Es wird auch geforscht

In Baden-Württemberg habe es bedeutende Ausstellungen zum Thema, wie die Mumien-Ausstellung in Jahr 2018 im Reiß-Engelhorn-Museum in Mannheim, gegeben. Außerdem werde Forschungsarbeit geleistet wie in der Ägyptischen Sammlung der Universität Tübingen. In diesem umfassenden Zusammenhang gestellt, könnte die erneute Beschäftigung mit diesem Ludwigsburger Einzelstück möglicherweise an Relevanz gewinnen. Weiterführen könnte nach Auffassung von Alke Hollwedel auch die Beschäftigung mit Adolf Feyerabend, zu dem es einen Aktenbestand im Wirtschaftsarchiv Baden-Württemberg gibt.
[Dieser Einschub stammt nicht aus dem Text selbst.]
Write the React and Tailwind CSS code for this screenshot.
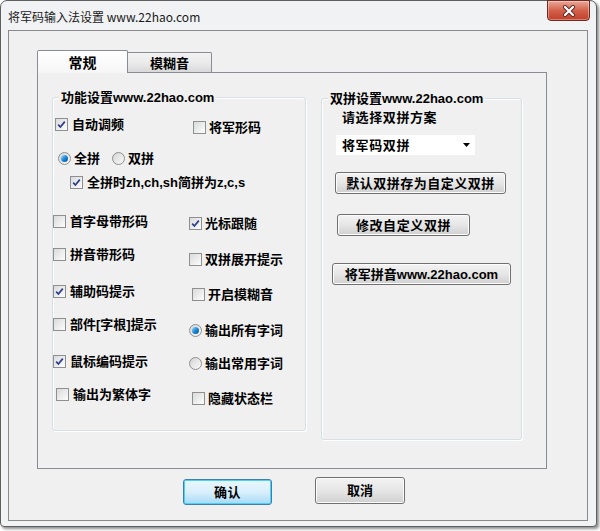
import React from 'react';

const Check = ({ checked }) => (
  <span className="w-[13px] h-[13px] shrink-0 border border-[#8e8f8f] bg-linear-to-br from-[#dadada] to-[#fdfdfd] flex items-center justify-center">
    {checked && (
      <svg width="11" height="11" viewBox="0 0 11 11">
        <path d="M2.2 5.6 L4.4 8 L8.8 2.6" fill="none" stroke="#2c3e8c" strokeWidth="1.7" />
      </svg>
    )}
  </span>
);

const Radio = ({ checked }) => (
  <span className="w-[13px] h-[13px] shrink-0 rounded-full border border-[#8e8f8f] bg-linear-to-br from-[#d4d4d4] to-[#fbfbfb] flex items-center justify-center">
    {checked && (
      <span className="w-[7px] h-[7px] rounded-full bg-linear-to-br from-[#8fe0fb] via-[#1c8ad6] to-[#0b4f96]" />
    )}
  </span>
);

const Item = ({ kind = 'check', checked, gap = 'gap-[4px]', children }) => (
  <div className={'flex items-center h-[13px] ' + gap}>
    {kind === 'radio' ? <Radio checked={checked} /> : <Check checked={checked} />}
    <span className="leading-[13px] whitespace-nowrap">{children}</span>
  </div>
);

const Button = ({ className, children }) => (
  <button
    className={
      'flex items-center justify-center rounded-[3px] border border-[#707070] bg-linear-to-b from-[#f3f3f3] via-[#e6e6e6] to-[#d0d0d0] font-bold text-[13px] leading-[13px] text-black shadow-[inset_0_0_0_1px_#fcfcfc] ' +
      className
    }
  >
    {children}
  </button>
);

const GroupBox = ({ title, className, children }) => (
  <div className={'relative rounded-[3px] border border-[#d5dfe5] shadow-[inset_1px_1px_0_#fff,1px_1px_0_#fff] ' + className}>
    <div className="absolute top-[-8px] left-[6px] px-[2px] bg-[#f0f0f0] font-bold text-[13px] leading-[15px] whitespace-nowrap">
      {title}
    </div>
    {children}
  </div>
);

export default function App() {
  return (
    <div className="w-[600px] h-[531px] bg-white font-['Liberation_Sans','Noto_Sans_CJK_SC',sans-serif] text-black">
      <div className="w-[597px] h-[527px] rounded-t-[7px] rounded-b-[4px] border border-[#5f5f5f] bg-[#f1f2f4] shadow-[2px_2px_3px_rgba(0,0,0,0.45)] flex flex-col">
        {/* title bar */}
        <div className="h-[29px] flex items-start justify-between shrink-0">
          <div className="ml-[7px] mt-[9px] text-[12px] leading-[14px] font-['Noto_Sans_CJK_SC',sans-serif] text-[#1a1a1a]">
            将军码输入法设置 www.22hao.com
          </div>
          <div className="-mt-[1px] mr-[6px] w-[43px] h-[21px] rounded-b-[4px] border border-[#6e2a22] bg-linear-to-b from-[#e9a898] via-[#d2604b] to-[#c23f28] shadow-[inset_0_0_0_1px_rgba(255,255,255,0.35)] flex items-center justify-center">
            <svg width="14" height="12" viewBox="0 0 14 12">
              <path d="M3 2 L11 10 M11 2 L3 10" stroke="#5a2a25" strokeWidth="4" strokeLinecap="round" />
              <path d="M3 2 L11 10 M11 2 L3 10" stroke="#ffffff" strokeWidth="2.2" strokeLinecap="round" />
            </svg>
          </div>
        </div>

        {/* client area */}
        <div className="ml-[7px] w-[580px] h-[491px] border border-[#8a8a8a] bg-[#f0f0f0] flex flex-col">
          <div className="ml-[28px] mt-[19px] w-[510px]">
            {/* tabs */}
            <div className="flex items-end h-[22px]">
              <div className="relative z-10 -mb-[1px] w-[91px] h-[23px] border border-b-0 border-[#898c95] rounded-t-[2px] bg-linear-to-b from-white to-[#f6f6f6] flex items-center justify-center font-bold text-[14px] leading-[14px] pt-[1px]">
                常规
              </div>
              <div className="w-[84px] h-[20px] border border-l-0 border-b-0 border-[#898c95] rounded-tr-[2px] bg-linear-to-b from-[#f2f2f2] via-[#ebebeb] to-[#d9d9d9] flex items-center justify-center font-bold text-[13px] leading-[13px] pt-[2px]">
                模糊音
              </div>
            </div>

            {/* tab page */}
            <div className="h-[397px] border border-[#898c95] bg-[#f0f0f0] flex items-start">
              <GroupBox title="功能设置www.22hao.com" className="ml-[14px] mt-[24px] w-[254px] h-[334px]">
                <div className="flex flex-col pt-[20px] font-bold text-[13px]">
                  <div className="flex h-[34px]">
                    <div className="w-[136px] pl-[2px]"><Item checked>自动调频</Item></div>
                    <div className="pl-[4px] pt-[3px]"><Item gap="gap-[3px]">将军形码</Item></div>
                  </div>
                  <div className="flex h-[24px] pl-[5px]">
                    <Item kind="radio" checked gap="gap-[3px]">全拼</Item>
                    <div className="ml-[12px]"><Item kind="radio" gap="gap-[3px]">双拼</Item></div>
                  </div>
                  <div className="flex h-[39px] pl-[17px]">
                    <Item checked>全拼时zh,ch,sh简拼为z,c,s</Item>
                  </div>
                  <div className="flex h-[33px]">
                    <div className="w-[136px]"><Item>首字母带形码</Item></div>
                    <div className="pt-[2px]"><Item checked gap="gap-[3px]">光标跟随</Item></div>
                  </div>
                  <div className="flex h-[37px]">
                    <div className="w-[136px]"><Item>拼音带形码</Item></div>
                    <div className="pt-[5px]"><Item gap="gap-[3px]">双拼展开提示</Item></div>
                  </div>
                  <div className="flex h-[33px]">
                    <div className="w-[136px]"><Item checked>辅助码提示</Item></div>
                    <div className="pl-[3px] pt-[3px]"><Item gap="gap-[3px]">开启模糊音</Item></div>
                  </div>
                  <div className="flex h-[37px]">
                    <div className="w-[136px]"><Item>部件[字根]提示</Item></div>
                    <div className="pt-[6px]"><Item kind="radio" checked gap="gap-[3px]">输出所有字词</Item></div>
                  </div>
                  <div className="flex h-[33px]">
                    <div className="w-[136px]"><Item checked>鼠标编码提示</Item></div>
                    <div className="pt-[2px]"><Item kind="radio" gap="gap-[3px]">输出常用字词</Item></div>
                  </div>
                  <div className="flex">
                    <div className="w-[136px] pl-[3px]"><Item>输出为繁体字</Item></div>
                    <div className="pl-[3px] pt-[4px]"><Item gap="gap-[3px]">隐藏状态栏</Item></div>
                  </div>
                </div>
              </GroupBox>

              <GroupBox title="双拼设置www.22hao.com" className="ml-[15px] mt-[25px] w-[201px] h-[342px]">
                <div className="flex flex-col items-start pt-[12px]">
                  <div className="ml-[20px] font-bold text-[13px] leading-[13px] tracking-[0.6px]">请选择双拼方案</div>
                  <div className="ml-[14px] mt-[11px] w-[139px] h-[20px] bg-white flex items-center justify-between pl-[6px] pr-[5px] font-bold text-[13px] leading-[13px]">
                    <span className="tracking-[0.6px]">将军码双拼</span>
                    <svg width="7" height="4" viewBox="0 0 7 4">
                      <path d="M0 0 H7 L3.5 4 Z" fill="#000" />
                    </svg>
                  </div>
                  <Button className="ml-[13px] mt-[17px] w-[171px] h-[22px] tracking-[0.5px]">默认双拼存为自定义双拼</Button>
                  <Button className="ml-[15px] mt-[20px] w-[133px] h-[22px] tracking-[0.6px]">修改自定义双拼</Button>
                  <Button className="ml-[10px] mt-[27px] w-[179px] h-[22px]">将军拼音www.22hao.com</Button>
                </div>
              </GroupBox>
            </div>
          </div>

          {/* dialog buttons */}
          <div className="flex items-start ml-[174px] mt-[8px]">
            <button className="mt-[2px] w-[89px] h-[26px] rounded-[3px] border border-[#3c7fb1] bg-linear-to-b from-[#eaf6fd] via-[#d9f0fc] to-[#a7d9f5] shadow-[inset_0_0_0_1px_#48d3f6] flex items-center justify-center font-bold text-[13px] leading-[13px] tracking-[0.5px]">
              确认
            </button>
            <Button className="ml-[43px] w-[90px] h-[27px]">取消</Button>
          </div>
        </div>
      </div>
    </div>
  );
}
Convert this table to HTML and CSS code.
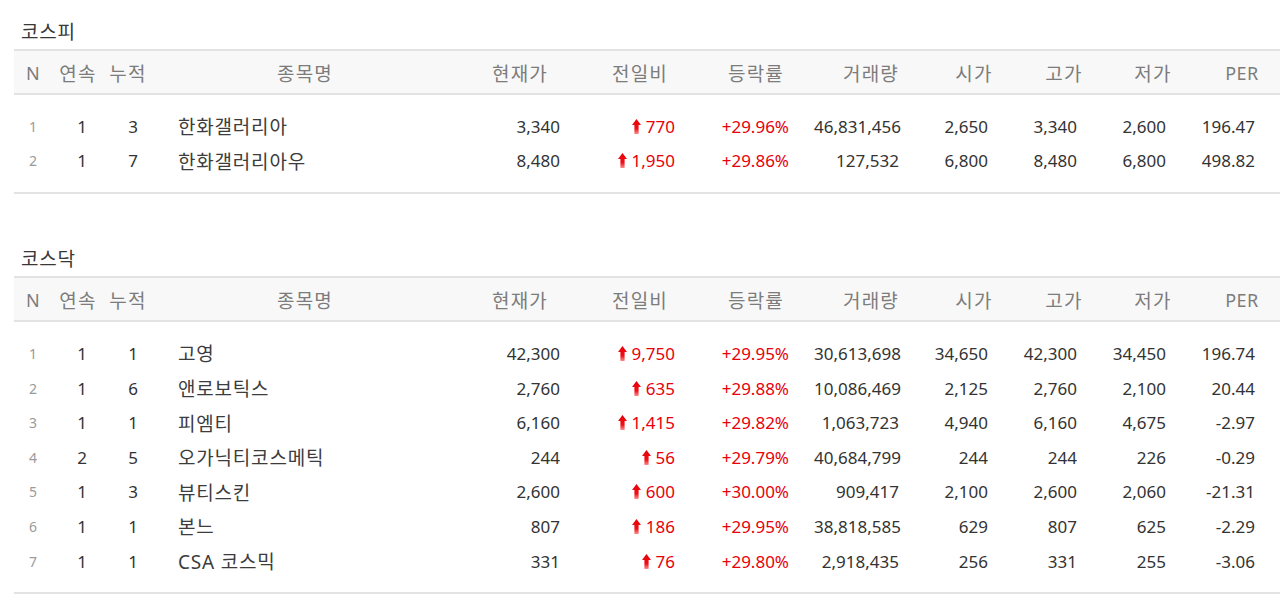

Eines steht für die Museumsleitern auf jeden Fall fest: „Die Mumienhand ist eines der ältesten Stücke aus der Sammlung des Historischen Vereins und zeugt vom umfassenden Anspruch, den die Gründer damit verbanden.“

Bei einem Kunstprojekt ausgestellt

Bisher wurde die Hand in jüngster Zeit nur einmal öffentlich präsentiert, und zwar im Sommer vorigen Jahres im Rahmen eines Kunstprojektes. 26 Wochen lang wurde im Innenhof des MIK für jeden Buchstaben des Alphabets jeweils eine Woche lang ein ausgewähltes Sammlungsobjekt gezeigt. Und dazu gehörte eben auch diese mumifizierte Hand.

Auch wenn in diesem Jahr das 125-jährige Bestehen des Historischen Vereins begangen wird, soll diese Hand im Depot bleiben. Auch in absehbarer Zeit ist keine Ausstellung dieser mumifizierten Hand geplant. Das Museum nimmt mit seiner aktuellen Ausstellung „Die Tücke des Objekts“ zum 125-jährigen Bestehen des Historischen Vereins die Nachlässe der Ludwigsburger Autoren, Vischer, Kerner und Mörike in den Fokus, so Hollwedel.

„Bei der Arbeit mit der Sammlung erfahren wir auch, dass nicht alle Sachverhalte sich noch vollständig recherchieren lassen, zumal diese Aufgabe derzeit nur von einer Teilzeitkraft geleistet werden kann“, gibt die Expertin zu bedenken.